**Given task**
Identify the lines that contain the string "index" and report only how many there are.

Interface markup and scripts
···
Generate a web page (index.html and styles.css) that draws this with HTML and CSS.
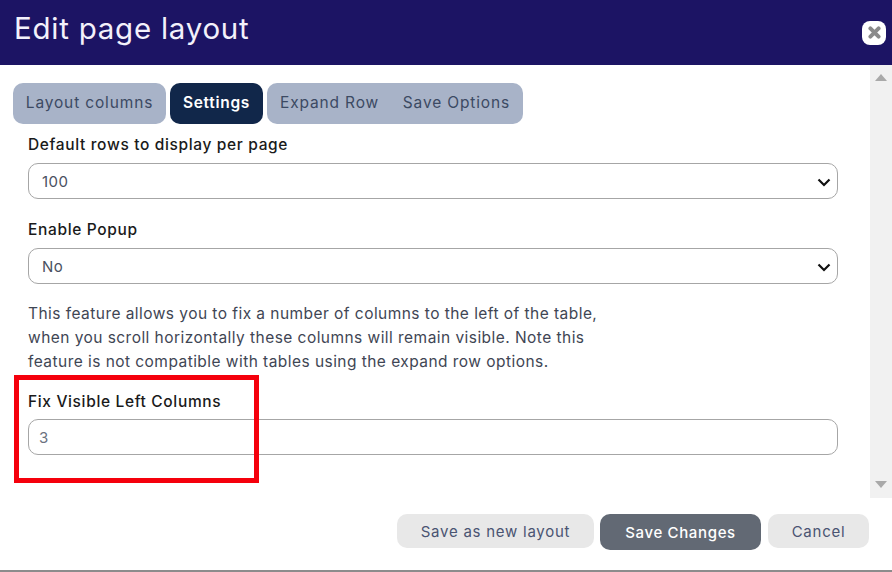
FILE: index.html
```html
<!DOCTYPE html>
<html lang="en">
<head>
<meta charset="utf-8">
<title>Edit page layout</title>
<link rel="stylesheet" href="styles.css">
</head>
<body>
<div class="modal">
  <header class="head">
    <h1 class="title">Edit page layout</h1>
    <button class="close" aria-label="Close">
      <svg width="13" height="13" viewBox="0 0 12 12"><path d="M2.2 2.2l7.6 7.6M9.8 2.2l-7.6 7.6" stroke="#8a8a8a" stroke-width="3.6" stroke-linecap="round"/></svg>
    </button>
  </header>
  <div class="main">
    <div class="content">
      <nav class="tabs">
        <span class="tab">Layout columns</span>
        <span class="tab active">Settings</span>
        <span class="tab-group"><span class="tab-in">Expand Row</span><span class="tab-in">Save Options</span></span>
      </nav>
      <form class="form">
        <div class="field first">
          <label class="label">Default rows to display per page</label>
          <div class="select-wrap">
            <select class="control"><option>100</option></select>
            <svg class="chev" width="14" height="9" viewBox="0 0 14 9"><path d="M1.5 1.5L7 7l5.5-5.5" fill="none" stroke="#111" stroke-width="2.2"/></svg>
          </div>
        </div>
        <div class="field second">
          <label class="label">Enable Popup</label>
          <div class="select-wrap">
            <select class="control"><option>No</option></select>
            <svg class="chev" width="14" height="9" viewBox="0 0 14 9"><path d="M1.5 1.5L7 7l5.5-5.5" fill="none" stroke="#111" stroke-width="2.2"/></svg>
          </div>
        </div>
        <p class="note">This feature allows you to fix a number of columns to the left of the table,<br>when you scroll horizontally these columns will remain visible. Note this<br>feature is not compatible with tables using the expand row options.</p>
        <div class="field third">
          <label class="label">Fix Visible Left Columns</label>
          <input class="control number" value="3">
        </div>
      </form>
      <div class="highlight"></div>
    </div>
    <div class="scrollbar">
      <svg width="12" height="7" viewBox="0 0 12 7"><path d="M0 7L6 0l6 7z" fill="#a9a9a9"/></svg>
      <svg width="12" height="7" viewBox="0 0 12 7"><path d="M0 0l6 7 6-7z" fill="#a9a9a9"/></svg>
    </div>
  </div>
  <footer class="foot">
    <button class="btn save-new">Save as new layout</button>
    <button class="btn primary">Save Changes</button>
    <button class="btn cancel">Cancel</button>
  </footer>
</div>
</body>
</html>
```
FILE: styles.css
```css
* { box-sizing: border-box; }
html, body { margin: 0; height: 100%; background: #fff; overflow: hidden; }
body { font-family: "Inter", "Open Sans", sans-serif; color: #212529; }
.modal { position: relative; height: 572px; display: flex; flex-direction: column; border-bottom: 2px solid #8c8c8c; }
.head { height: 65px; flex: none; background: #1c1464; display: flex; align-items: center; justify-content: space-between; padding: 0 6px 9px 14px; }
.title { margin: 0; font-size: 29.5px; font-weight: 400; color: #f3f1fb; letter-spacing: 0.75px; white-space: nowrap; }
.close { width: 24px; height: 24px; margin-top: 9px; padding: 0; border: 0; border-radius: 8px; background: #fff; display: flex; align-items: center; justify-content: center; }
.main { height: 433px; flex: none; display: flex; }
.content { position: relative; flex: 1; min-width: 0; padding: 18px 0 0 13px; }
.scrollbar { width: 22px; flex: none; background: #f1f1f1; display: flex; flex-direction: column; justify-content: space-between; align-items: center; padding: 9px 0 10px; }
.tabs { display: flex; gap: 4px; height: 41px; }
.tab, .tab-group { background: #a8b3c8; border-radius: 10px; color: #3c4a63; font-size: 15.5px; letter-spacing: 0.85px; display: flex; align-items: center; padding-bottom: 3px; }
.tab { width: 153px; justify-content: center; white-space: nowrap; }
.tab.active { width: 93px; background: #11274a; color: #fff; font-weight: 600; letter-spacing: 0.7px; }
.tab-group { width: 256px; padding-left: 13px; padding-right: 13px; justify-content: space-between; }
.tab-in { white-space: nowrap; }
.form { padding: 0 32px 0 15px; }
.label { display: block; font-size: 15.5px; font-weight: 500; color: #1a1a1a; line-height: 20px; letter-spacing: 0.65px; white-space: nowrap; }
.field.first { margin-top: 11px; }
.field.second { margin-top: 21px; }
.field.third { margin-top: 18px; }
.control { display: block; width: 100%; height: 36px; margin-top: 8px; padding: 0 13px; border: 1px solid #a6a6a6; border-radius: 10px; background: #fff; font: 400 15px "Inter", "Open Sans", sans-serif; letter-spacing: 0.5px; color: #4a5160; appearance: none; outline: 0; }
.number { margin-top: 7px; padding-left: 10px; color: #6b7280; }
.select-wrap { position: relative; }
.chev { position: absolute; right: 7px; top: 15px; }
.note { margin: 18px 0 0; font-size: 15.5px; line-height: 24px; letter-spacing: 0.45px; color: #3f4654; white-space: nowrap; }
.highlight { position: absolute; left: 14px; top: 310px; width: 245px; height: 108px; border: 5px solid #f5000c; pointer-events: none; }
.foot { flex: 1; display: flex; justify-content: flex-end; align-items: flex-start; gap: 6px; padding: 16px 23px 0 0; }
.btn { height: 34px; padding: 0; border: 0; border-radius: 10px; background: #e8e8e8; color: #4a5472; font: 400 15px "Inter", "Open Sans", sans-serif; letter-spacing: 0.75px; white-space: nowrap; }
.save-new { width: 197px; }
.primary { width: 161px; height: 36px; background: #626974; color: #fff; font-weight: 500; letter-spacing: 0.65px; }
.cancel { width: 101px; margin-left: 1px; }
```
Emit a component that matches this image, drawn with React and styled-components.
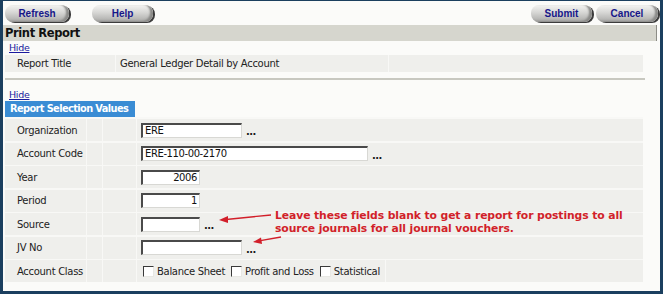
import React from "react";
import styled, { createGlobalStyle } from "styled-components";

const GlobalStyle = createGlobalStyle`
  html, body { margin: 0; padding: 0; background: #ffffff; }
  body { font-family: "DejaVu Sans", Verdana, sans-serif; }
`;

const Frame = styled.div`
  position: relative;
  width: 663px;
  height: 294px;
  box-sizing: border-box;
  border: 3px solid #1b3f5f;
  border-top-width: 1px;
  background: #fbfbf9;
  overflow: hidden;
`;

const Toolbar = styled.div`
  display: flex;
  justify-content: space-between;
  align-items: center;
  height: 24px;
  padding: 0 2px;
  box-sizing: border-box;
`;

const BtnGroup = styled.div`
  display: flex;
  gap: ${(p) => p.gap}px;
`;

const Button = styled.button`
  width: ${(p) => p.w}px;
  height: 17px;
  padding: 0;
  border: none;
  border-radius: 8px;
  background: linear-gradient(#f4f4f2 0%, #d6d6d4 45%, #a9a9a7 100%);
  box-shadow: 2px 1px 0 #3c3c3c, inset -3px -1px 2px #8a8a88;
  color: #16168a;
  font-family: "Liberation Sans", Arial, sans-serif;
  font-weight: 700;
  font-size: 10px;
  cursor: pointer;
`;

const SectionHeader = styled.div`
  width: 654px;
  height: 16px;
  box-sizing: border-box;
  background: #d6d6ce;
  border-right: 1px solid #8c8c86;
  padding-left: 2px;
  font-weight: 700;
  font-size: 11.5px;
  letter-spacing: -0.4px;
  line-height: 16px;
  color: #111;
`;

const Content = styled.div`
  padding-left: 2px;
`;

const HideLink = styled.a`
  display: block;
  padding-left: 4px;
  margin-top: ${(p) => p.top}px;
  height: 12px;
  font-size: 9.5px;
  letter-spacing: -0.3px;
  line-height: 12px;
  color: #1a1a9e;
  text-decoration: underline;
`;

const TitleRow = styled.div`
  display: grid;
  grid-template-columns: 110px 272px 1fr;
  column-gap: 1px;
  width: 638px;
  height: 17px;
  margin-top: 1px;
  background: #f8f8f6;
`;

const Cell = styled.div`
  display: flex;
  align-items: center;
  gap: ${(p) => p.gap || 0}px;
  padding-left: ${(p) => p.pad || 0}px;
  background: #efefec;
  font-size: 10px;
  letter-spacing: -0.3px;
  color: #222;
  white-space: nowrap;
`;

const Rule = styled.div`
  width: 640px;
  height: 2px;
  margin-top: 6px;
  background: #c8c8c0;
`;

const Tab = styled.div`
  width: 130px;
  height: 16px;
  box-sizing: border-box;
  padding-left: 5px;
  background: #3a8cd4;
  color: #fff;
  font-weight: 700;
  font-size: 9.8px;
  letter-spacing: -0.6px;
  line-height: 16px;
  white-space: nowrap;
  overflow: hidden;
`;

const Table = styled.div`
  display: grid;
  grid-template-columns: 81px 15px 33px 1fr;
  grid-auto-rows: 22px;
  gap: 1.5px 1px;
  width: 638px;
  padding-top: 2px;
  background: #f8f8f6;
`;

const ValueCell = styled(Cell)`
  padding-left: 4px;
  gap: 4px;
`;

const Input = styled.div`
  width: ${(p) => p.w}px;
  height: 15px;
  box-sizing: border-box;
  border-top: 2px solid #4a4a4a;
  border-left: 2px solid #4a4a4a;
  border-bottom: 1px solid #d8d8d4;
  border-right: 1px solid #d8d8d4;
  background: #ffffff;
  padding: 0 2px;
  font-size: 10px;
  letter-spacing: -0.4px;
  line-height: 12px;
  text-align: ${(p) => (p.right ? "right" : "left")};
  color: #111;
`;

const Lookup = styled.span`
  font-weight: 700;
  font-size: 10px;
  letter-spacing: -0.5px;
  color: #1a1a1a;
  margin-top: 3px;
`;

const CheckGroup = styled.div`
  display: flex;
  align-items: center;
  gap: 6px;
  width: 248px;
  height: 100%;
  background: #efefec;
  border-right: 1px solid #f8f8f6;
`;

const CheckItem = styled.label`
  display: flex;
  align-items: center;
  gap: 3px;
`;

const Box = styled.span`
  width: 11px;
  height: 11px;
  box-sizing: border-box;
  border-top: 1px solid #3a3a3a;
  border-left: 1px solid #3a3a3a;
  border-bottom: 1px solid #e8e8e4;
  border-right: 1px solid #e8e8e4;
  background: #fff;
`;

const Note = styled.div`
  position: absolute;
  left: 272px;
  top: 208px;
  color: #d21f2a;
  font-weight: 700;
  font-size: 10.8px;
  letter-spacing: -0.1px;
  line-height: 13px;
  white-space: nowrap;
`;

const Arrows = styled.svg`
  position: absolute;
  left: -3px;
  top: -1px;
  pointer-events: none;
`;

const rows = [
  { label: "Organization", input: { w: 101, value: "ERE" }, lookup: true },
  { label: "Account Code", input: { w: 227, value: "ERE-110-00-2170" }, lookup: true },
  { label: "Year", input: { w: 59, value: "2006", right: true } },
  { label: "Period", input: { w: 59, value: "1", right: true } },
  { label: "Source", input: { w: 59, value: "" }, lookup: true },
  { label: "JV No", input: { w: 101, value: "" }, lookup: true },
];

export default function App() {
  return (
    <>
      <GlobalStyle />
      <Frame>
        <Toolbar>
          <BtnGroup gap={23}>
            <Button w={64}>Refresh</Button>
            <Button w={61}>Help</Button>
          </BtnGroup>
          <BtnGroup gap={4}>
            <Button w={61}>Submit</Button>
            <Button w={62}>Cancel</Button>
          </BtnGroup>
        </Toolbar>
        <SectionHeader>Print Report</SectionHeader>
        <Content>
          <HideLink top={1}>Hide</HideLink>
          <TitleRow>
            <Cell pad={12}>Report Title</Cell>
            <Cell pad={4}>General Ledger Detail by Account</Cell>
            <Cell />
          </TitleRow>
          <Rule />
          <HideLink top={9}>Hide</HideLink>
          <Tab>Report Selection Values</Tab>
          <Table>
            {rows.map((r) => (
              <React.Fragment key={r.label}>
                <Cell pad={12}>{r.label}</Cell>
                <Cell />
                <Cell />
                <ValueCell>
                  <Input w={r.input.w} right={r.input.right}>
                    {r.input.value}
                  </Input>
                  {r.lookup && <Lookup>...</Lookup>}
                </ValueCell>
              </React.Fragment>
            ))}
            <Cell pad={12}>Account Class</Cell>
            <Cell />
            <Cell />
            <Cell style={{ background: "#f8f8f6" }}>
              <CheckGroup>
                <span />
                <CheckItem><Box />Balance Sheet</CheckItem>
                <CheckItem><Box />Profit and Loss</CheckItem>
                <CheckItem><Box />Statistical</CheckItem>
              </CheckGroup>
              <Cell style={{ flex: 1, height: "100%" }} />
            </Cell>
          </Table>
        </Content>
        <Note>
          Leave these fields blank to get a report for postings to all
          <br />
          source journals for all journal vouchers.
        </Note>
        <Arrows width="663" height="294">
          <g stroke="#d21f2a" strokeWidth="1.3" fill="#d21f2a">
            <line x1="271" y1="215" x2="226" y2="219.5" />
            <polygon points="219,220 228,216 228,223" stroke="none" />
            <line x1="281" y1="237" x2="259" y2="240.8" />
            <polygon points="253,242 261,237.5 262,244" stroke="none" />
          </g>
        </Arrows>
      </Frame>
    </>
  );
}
···
**Written solution**
2